# Rows from a dataset of pages and code
● ● ● ● ●

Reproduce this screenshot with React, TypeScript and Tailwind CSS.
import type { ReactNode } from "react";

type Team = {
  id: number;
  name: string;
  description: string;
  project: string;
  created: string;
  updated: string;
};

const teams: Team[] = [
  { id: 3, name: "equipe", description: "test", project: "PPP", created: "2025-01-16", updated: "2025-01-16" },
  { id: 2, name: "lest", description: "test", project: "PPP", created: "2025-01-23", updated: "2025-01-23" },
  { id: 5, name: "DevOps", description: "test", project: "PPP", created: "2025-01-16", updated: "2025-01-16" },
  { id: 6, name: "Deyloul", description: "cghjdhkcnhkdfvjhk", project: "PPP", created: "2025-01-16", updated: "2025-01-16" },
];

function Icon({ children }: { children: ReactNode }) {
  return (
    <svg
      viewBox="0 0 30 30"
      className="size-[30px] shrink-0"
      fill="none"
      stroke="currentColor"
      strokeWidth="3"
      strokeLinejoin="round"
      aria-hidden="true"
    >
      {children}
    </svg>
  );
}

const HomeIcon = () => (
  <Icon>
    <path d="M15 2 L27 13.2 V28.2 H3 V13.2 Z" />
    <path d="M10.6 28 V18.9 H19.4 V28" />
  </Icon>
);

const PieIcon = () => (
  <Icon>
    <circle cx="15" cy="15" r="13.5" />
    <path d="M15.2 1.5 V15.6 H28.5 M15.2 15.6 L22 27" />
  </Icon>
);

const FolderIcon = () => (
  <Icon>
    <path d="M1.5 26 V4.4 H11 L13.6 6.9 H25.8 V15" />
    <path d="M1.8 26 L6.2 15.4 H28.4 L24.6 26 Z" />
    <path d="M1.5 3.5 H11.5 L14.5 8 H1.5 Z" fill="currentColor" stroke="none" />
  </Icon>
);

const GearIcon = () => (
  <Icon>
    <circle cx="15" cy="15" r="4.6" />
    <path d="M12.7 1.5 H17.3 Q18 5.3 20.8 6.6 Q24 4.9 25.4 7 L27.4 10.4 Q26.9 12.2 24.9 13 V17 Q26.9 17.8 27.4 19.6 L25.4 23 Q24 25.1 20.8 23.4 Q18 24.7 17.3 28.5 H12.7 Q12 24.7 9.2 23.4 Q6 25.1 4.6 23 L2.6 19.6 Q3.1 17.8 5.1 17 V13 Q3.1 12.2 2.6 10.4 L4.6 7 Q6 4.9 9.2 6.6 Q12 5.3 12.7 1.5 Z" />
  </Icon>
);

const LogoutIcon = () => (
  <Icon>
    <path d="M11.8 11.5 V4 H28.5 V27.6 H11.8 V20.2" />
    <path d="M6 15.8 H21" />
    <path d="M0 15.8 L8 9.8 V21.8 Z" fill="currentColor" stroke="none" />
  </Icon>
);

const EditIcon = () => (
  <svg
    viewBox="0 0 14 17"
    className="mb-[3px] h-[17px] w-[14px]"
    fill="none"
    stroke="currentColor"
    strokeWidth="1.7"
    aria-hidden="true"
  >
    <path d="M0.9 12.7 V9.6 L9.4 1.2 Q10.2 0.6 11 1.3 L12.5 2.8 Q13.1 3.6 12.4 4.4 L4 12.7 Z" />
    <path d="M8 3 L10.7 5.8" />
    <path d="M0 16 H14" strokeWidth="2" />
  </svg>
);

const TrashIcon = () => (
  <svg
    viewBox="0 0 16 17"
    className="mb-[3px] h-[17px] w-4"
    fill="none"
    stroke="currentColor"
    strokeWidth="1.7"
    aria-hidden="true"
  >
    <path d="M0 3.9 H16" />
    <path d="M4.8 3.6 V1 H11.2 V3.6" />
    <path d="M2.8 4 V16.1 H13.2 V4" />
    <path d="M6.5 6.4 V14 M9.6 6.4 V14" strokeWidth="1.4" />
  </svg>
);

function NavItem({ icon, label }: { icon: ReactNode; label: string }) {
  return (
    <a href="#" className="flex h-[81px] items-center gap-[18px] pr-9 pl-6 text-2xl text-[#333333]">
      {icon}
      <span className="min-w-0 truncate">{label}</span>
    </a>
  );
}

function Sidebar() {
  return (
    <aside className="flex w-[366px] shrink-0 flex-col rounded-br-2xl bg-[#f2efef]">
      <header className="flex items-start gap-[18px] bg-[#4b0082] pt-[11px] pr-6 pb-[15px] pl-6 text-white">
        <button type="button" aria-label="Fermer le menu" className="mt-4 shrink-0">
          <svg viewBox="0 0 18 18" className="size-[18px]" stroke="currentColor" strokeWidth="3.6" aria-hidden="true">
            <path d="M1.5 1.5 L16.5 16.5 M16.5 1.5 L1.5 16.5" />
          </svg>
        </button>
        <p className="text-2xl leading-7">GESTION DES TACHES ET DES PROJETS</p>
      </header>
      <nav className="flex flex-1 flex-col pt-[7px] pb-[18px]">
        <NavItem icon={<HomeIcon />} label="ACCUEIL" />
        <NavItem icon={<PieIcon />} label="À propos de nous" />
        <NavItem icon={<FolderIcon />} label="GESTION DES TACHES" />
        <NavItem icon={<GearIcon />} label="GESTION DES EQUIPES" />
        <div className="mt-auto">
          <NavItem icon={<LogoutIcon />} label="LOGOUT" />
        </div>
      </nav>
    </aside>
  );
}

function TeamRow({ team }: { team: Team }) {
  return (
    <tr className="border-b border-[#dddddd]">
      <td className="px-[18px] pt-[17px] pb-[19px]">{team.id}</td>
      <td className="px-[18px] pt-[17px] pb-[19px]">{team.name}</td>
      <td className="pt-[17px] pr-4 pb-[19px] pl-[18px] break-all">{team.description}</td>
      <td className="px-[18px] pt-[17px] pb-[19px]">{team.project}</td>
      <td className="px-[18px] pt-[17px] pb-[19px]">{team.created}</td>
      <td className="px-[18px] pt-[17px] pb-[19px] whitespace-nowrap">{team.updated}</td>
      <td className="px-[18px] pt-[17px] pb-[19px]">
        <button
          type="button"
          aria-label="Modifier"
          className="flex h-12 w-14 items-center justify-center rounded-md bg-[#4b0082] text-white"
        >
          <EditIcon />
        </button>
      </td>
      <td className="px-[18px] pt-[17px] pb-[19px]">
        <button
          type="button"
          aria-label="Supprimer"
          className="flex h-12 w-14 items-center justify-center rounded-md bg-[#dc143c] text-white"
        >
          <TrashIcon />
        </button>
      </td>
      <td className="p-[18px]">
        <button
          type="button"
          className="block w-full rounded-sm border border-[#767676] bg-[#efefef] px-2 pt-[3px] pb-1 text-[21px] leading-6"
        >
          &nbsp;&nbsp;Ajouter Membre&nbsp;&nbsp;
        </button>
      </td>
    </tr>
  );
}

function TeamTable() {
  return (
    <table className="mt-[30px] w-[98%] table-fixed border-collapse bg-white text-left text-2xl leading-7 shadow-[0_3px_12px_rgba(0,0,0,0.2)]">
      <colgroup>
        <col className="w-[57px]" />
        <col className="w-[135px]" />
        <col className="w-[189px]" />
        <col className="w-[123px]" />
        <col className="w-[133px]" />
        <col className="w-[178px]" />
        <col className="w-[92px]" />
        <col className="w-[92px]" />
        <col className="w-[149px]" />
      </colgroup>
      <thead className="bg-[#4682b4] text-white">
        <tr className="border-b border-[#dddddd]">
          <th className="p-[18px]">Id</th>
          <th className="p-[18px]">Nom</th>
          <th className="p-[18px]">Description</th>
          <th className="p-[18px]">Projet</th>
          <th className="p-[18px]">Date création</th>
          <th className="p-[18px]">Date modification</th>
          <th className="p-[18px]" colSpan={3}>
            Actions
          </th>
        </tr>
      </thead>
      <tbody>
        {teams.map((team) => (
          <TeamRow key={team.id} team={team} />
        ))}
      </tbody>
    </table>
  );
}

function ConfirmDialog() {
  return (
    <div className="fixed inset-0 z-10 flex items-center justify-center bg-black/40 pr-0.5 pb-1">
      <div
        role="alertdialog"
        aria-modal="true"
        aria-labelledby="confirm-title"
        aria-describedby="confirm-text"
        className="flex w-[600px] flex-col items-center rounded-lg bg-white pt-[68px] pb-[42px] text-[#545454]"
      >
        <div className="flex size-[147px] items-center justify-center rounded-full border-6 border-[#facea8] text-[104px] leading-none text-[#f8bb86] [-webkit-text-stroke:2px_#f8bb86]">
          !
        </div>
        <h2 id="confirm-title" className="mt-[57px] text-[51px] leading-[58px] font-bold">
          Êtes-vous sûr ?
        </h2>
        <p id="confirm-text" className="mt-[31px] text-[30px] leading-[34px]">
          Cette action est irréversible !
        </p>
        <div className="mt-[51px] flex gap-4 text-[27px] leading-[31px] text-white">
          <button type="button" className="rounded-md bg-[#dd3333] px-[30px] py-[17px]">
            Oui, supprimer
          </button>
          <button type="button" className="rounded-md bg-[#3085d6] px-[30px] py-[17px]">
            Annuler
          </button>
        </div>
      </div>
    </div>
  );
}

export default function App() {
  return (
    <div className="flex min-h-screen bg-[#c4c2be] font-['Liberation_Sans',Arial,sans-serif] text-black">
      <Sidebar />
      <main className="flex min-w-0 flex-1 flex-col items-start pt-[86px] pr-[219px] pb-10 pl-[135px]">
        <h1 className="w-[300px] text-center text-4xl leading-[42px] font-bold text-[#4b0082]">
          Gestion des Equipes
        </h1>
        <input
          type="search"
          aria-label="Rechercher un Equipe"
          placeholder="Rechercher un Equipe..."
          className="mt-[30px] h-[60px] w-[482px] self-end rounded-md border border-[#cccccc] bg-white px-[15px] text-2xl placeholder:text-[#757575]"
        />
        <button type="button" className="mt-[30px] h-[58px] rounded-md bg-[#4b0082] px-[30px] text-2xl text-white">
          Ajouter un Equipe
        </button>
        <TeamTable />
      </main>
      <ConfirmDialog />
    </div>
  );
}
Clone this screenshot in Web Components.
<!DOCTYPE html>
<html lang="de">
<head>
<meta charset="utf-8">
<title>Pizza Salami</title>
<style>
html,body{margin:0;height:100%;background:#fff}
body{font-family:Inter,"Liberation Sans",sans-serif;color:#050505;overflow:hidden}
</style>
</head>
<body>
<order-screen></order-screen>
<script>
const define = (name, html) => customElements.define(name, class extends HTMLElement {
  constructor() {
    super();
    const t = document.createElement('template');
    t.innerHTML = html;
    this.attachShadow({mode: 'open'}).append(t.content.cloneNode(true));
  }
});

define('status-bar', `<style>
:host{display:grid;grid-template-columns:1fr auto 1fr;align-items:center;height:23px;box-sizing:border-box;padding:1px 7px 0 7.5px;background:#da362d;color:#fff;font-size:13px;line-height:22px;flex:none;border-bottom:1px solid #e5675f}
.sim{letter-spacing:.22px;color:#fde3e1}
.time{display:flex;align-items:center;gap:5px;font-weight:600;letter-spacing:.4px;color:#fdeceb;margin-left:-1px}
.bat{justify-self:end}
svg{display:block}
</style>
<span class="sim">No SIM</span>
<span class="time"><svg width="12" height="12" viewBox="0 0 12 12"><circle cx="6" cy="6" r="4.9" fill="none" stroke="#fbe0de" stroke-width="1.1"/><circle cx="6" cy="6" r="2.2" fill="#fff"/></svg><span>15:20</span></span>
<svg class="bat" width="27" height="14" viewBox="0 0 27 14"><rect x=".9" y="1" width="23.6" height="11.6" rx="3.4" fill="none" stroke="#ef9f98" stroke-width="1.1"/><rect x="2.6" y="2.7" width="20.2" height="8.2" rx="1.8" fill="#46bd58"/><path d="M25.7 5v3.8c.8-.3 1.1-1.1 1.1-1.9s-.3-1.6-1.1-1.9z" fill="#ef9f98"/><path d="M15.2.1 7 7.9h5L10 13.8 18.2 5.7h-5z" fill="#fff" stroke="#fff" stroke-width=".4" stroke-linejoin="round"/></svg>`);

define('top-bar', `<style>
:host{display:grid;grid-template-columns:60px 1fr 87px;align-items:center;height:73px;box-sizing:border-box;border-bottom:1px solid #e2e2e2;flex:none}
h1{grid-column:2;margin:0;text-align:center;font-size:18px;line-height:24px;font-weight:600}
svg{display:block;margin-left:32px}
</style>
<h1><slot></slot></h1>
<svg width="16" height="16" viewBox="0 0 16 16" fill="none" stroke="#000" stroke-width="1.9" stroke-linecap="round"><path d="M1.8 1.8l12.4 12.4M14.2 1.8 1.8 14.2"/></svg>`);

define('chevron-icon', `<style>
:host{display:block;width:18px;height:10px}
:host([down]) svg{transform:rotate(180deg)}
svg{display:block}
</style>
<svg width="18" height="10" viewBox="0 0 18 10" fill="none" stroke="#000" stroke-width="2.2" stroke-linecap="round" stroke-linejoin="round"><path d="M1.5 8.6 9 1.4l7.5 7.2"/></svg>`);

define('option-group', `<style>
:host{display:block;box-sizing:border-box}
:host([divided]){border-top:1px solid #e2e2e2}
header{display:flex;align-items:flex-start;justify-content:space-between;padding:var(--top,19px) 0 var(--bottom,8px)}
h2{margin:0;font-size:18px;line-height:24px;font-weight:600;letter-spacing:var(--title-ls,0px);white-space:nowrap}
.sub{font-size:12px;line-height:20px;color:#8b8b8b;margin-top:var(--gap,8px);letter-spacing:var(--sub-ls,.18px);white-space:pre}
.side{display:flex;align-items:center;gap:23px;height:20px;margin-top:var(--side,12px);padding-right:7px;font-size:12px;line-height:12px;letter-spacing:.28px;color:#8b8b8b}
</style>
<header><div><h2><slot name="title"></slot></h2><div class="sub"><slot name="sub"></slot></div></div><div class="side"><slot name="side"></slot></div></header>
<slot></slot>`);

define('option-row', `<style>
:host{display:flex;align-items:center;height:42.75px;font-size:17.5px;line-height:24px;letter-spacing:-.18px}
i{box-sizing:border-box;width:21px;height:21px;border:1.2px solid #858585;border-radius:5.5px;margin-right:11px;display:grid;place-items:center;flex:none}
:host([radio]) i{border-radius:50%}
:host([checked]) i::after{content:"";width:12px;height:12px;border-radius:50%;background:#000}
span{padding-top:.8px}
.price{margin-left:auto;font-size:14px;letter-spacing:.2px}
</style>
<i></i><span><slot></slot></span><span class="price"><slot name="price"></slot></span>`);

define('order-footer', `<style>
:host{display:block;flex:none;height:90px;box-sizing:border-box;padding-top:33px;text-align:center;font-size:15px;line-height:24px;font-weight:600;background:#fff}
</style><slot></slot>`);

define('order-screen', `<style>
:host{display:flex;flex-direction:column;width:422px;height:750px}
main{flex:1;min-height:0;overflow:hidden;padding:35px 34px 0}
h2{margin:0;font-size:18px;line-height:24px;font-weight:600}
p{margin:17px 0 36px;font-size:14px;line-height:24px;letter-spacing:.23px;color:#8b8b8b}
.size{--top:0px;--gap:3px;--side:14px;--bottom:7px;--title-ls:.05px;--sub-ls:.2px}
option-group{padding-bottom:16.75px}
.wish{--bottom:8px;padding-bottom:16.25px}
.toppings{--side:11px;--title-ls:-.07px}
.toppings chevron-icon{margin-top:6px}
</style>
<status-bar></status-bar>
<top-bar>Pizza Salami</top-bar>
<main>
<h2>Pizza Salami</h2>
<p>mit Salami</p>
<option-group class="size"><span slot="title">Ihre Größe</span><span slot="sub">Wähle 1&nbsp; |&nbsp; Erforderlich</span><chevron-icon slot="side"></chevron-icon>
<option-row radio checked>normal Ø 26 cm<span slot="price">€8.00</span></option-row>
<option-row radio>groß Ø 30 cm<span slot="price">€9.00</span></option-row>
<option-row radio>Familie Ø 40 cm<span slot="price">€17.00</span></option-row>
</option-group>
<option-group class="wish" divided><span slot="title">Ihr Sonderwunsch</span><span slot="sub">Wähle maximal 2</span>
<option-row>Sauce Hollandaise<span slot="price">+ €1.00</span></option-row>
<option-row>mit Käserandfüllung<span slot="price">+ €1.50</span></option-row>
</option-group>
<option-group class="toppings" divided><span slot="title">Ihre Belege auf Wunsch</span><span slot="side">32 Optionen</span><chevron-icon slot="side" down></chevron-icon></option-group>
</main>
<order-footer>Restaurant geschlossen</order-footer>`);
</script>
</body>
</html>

● ● ● ● ●

# Exercise requirements
Look through the listing above. Pick out each line with "screenshot" and copy it.

# Written response
Reproduce this screenshot with React, TypeScript and Tailwind CSS.
Clone this screenshot in Web Components.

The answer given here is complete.